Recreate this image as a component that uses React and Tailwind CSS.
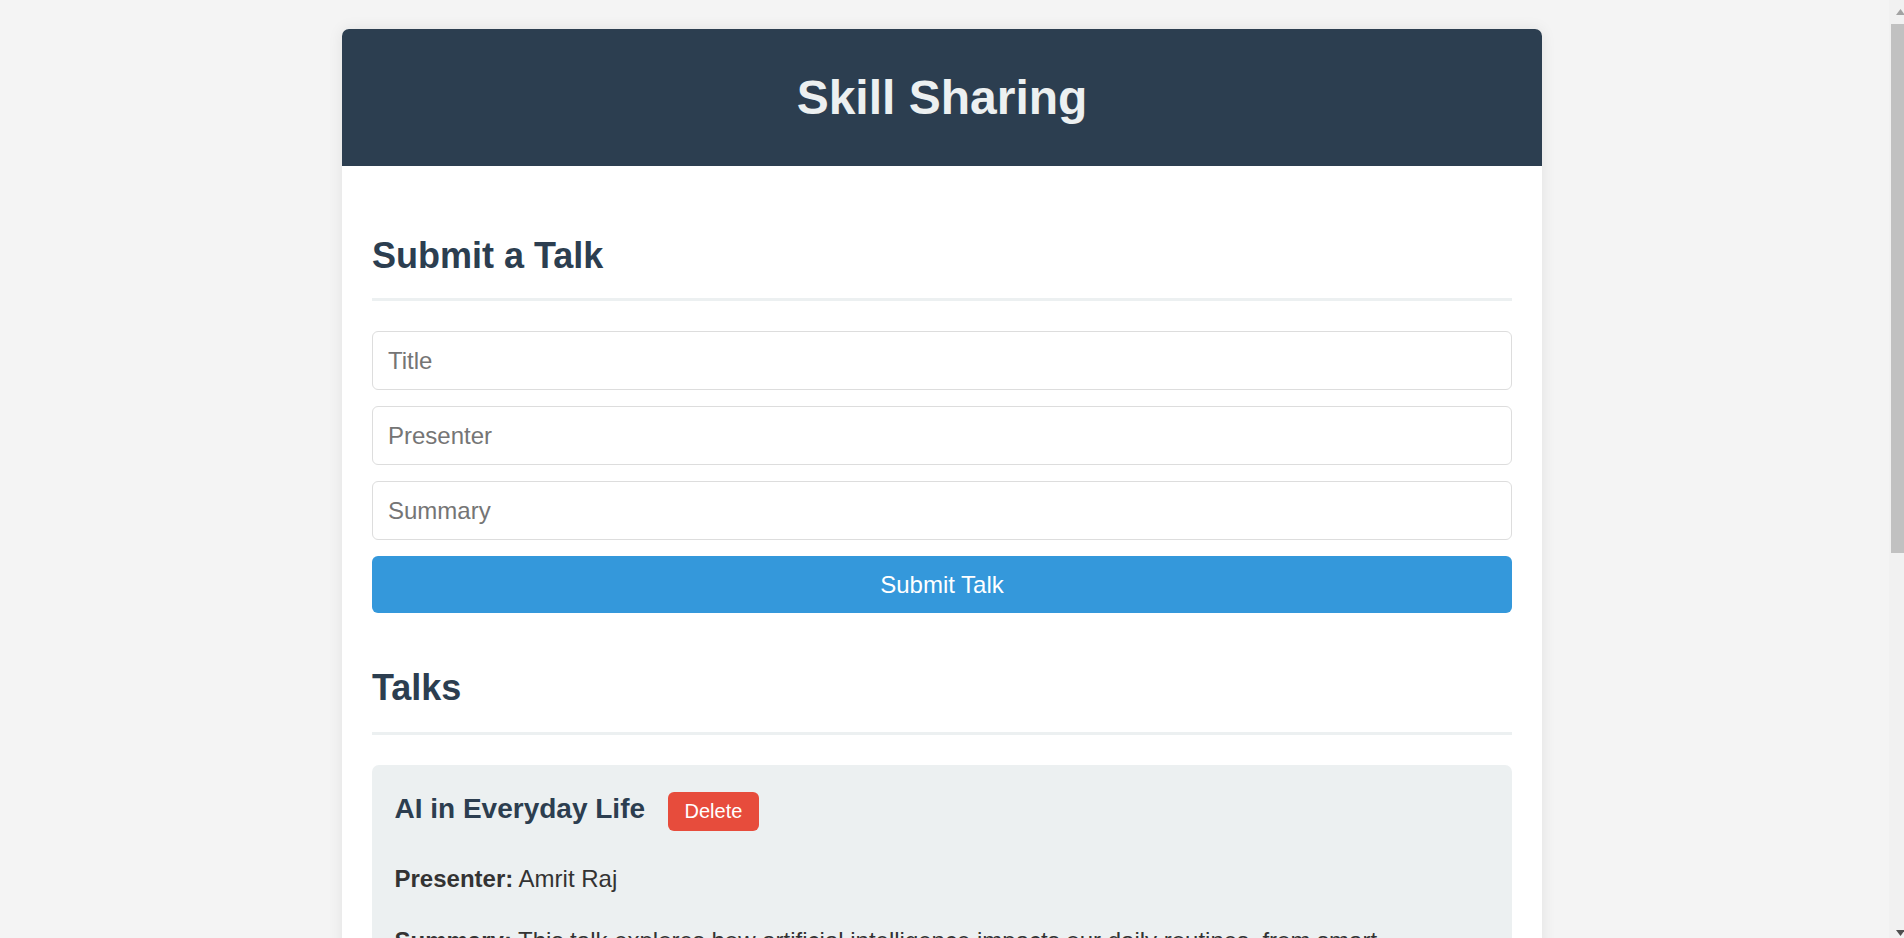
import React from 'react';

const talks = [
  {
    title: 'AI in Everyday Life',
    presenter: 'Amrit Raj',
    summary:
      'This talk explores how artificial intelligence impacts our daily routines, from smart automation at home to personalized recommendations on the apps we use every day.',
  },
];

const Scrollbar = () => (
  <div className="w-[20px] shrink-0 flex justify-end">
    <div className="w-[15px] h-full bg-[#f1f1f1] relative">
      {/* up arrow */}
      <svg className="absolute left-[7px] top-[9px]" width="9" height="6" viewBox="0 0 9 6">
        <polygon points="4.5,0 9,6 0,6" fill="#a3a3a3" />
      </svg>
      {/* thumb */}
      <div className="absolute left-[2px] right-0 top-[24px] h-[529px] bg-[#c1c1c1]" />
      {/* down arrow */}
      <svg className="absolute left-[7px] bottom-[2px]" width="9" height="6" viewBox="0 0 9 6">
        <polygon points="0,0 9,0 4.5,6" fill="#505050" />
      </svg>
    </div>
  </div>
);

const App = () => {
  return (
    <div className="flex h-screen overflow-hidden bg-[#f4f4f4] font-['Liberation_Sans',Arial,sans-serif] text-[#333]">
      <div className="flex-1 pt-[29px]">
        <div className="mx-auto w-[1200px] bg-white rounded-[7px] shadow-[0_0_15px_rgba(0,0,0,0.08)]">
          {/* Header */}
          <header className="h-[137px] bg-[#2c3e50] rounded-t-[7px] flex items-center justify-center">
            <h1 className="text-[48px] leading-[55px] font-bold text-[#ecf0f1]">Skill Sharing</h1>
          </header>

          <main className="px-[30px] pt-[69px] pb-[30px]">
            {/* Submit form */}
            <h2 className="text-[36px] leading-[41px] font-bold text-[#2c3e50] pb-[22px] border-b-[3px] border-[#ecf0f1]">
              Submit a Talk
            </h2>
            <form className="mt-[30px] flex flex-col gap-[16px]" onSubmit={(e) => e.preventDefault()}>
              <input
                type="text"
                placeholder="Title"
                className="h-[59px] w-full px-[15px] text-[24px] border border-[#ddd] rounded-[6px] outline-none placeholder:text-[#757575]"
              />
              <input
                type="text"
                placeholder="Presenter"
                className="h-[59px] w-full px-[15px] text-[24px] border border-[#ddd] rounded-[6px] outline-none placeholder:text-[#757575]"
              />
              <input
                type="text"
                placeholder="Summary"
                className="h-[59px] w-full px-[15px] text-[24px] border border-[#ddd] rounded-[6px] outline-none placeholder:text-[#757575]"
              />
              <button
                type="submit"
                className="h-[57px] w-full bg-[#3498db] text-white text-[24px] rounded-[6px]"
              >
                Submit Talk
              </button>
            </form>

            {/* Talks list */}
            <h2 className="mt-[54px] text-[36px] leading-[41px] font-bold text-[#2c3e50] pb-[24px] border-b-[3px] border-[#ecf0f1]">
              Talks
            </h2>
            <div className="mt-[30px] flex flex-col gap-[22px]">
              {talks.map((talk) => (
                <div key={talk.title} className="bg-[#ecf0f1] rounded-[7px] px-[22.5px] pt-[27px] pb-[22px]">
                  <div className="flex items-baseline">
                    <h3 className="text-[28px] leading-[32px] font-bold text-[#2c3e50]">{talk.title}</h3>
                    <button className="ml-[23px] bg-[#e74c3c] text-white text-[20px] leading-[23px] px-[16.5px] py-[8px] rounded-[6px]">
                      Delete
                    </button>
                  </div>
                  <p className="mt-[29px] text-[24px] leading-[38.4px]">
                    <strong>Presenter:</strong> {talk.presenter}
                  </p>
                  <p className="mt-[24px] text-[24px] leading-[38.4px]">
                    <strong>Summary:</strong> {talk.summary}
                  </p>
                </div>
              ))}
            </div>
          </main>
        </div>
      </div>
      <Scrollbar />
    </div>
  );
};

export default App;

********

__STATED GOAL__: Repeat the full listing above exactly, with no pictures in the copy.

__SOLUTION TO THIS EXERCISE__:
Recreate this image as a component that uses React and Tailwind CSS.
import React from 'react';

const talks = [
  {
    title: 'AI in Everyday Life',
    presenter: 'Amrit Raj',
    summary:
      'This talk explores how artificial intelligence impacts our daily routines, from smart automation at home to personalized recommendations on the apps we use every day.',
  },
];

const Scrollbar = () => (
  <div className="w-[20px] shrink-0 flex justify-end">
    <div className="w-[15px] h-full bg-[#f1f1f1] relative">
      {/* up arrow */}
      <svg className="absolute left-[7px] top-[9px]" width="9" height="6" viewBox="0 0 9 6">
        <polygon points="4.5,0 9,6 0,6" fill="#a3a3a3" />
      </svg>
      {/* thumb */}
      <div className="absolute left-[2px] right-0 top-[24px] h-[529px] bg-[#c1c1c1]" />
      {/* down arrow */}
      <svg className="absolute left-[7px] bottom-[2px]" width="9" height="6" viewBox="0 0 9 6">
        <polygon points="0,0 9,0 4.5,6" fill="#505050" />
      </svg>
    </div>
  </div>
);

const App = () => {
  return (
    <div className="flex h-screen overflow-hidden bg-[#f4f4f4] font-['Liberation_Sans',Arial,sans-serif] text-[#333]">
      <div className="flex-1 pt-[29px]">
        <div className="mx-auto w-[1200px] bg-white rounded-[7px] shadow-[0_0_15px_rgba(0,0,0,0.08)]">
          {/* Header */}
          <header className="h-[137px] bg-[#2c3e50] rounded-t-[7px] flex items-center justify-center">
            <h1 className="text-[48px] leading-[55px] font-bold text-[#ecf0f1]">Skill Sharing</h1>
          </header>

          <main className="px-[30px] pt-[69px] pb-[30px]">
            {/* Submit form */}
            <h2 className="text-[36px] leading-[41px] font-bold text-[#2c3e50] pb-[22px] border-b-[3px] border-[#ecf0f1]">
              Submit a Talk
            </h2>
            <form className="mt-[30px] flex flex-col gap-[16px]" onSubmit={(e) => e.preventDefault()}>
              <input
                type="text"
                placeholder="Title"
                className="h-[59px] w-full px-[15px] text-[24px] border border-[#ddd] rounded-[6px] outline-none placeholder:text-[#757575]"
              />
              <input
                type="text"
                placeholder="Presenter"
                className="h-[59px] w-full px-[15px] text-[24px] border border-[#ddd] rounded-[6px] outline-none placeholder:text-[#757575]"
              />
              <input
                type="text"
                placeholder="Summary"
                className="h-[59px] w-full px-[15px] text-[24px] border border-[#ddd] rounded-[6px] outline-none placeholder:text-[#757575]"
              />
              <button
                type="submit"
                className="h-[57px] w-full bg-[#3498db] text-white text-[24px] rounded-[6px]"
              >
                Submit Talk
              </button>
            </form>

            {/* Talks list */}
            <h2 className="mt-[54px] text-[36px] leading-[41px] font-bold text-[#2c3e50] pb-[24px] border-b-[3px] border-[#ecf0f1]">
              Talks
            </h2>
            <div className="mt-[30px] flex flex-col gap-[22px]">
              {talks.map((talk) => (
                <div key={talk.title} className="bg-[#ecf0f1] rounded-[7px] px-[22.5px] pt-[27px] pb-[22px]">
                  <div className="flex items-baseline">
                    <h3 className="text-[28px] leading-[32px] font-bold text-[#2c3e50]">{talk.title}</h3>
                    <button className="ml-[23px] bg-[#e74c3c] text-white text-[20px] leading-[23px] px-[16.5px] py-[8px] rounded-[6px]">
                      Delete
                    </button>
                  </div>
                  <p className="mt-[29px] text-[24px] leading-[38.4px]">
                    <strong>Presenter:</strong> {talk.presenter}
                  </p>
                  <p className="mt-[24px] text-[24px] leading-[38.4px]">
                    <strong>Summary:</strong> {talk.summary}
                  </p>
                </div>
              ))}
            </div>
          </main>
        </div>
      </div>
      <Scrollbar />
    </div>
  );
};

export default App;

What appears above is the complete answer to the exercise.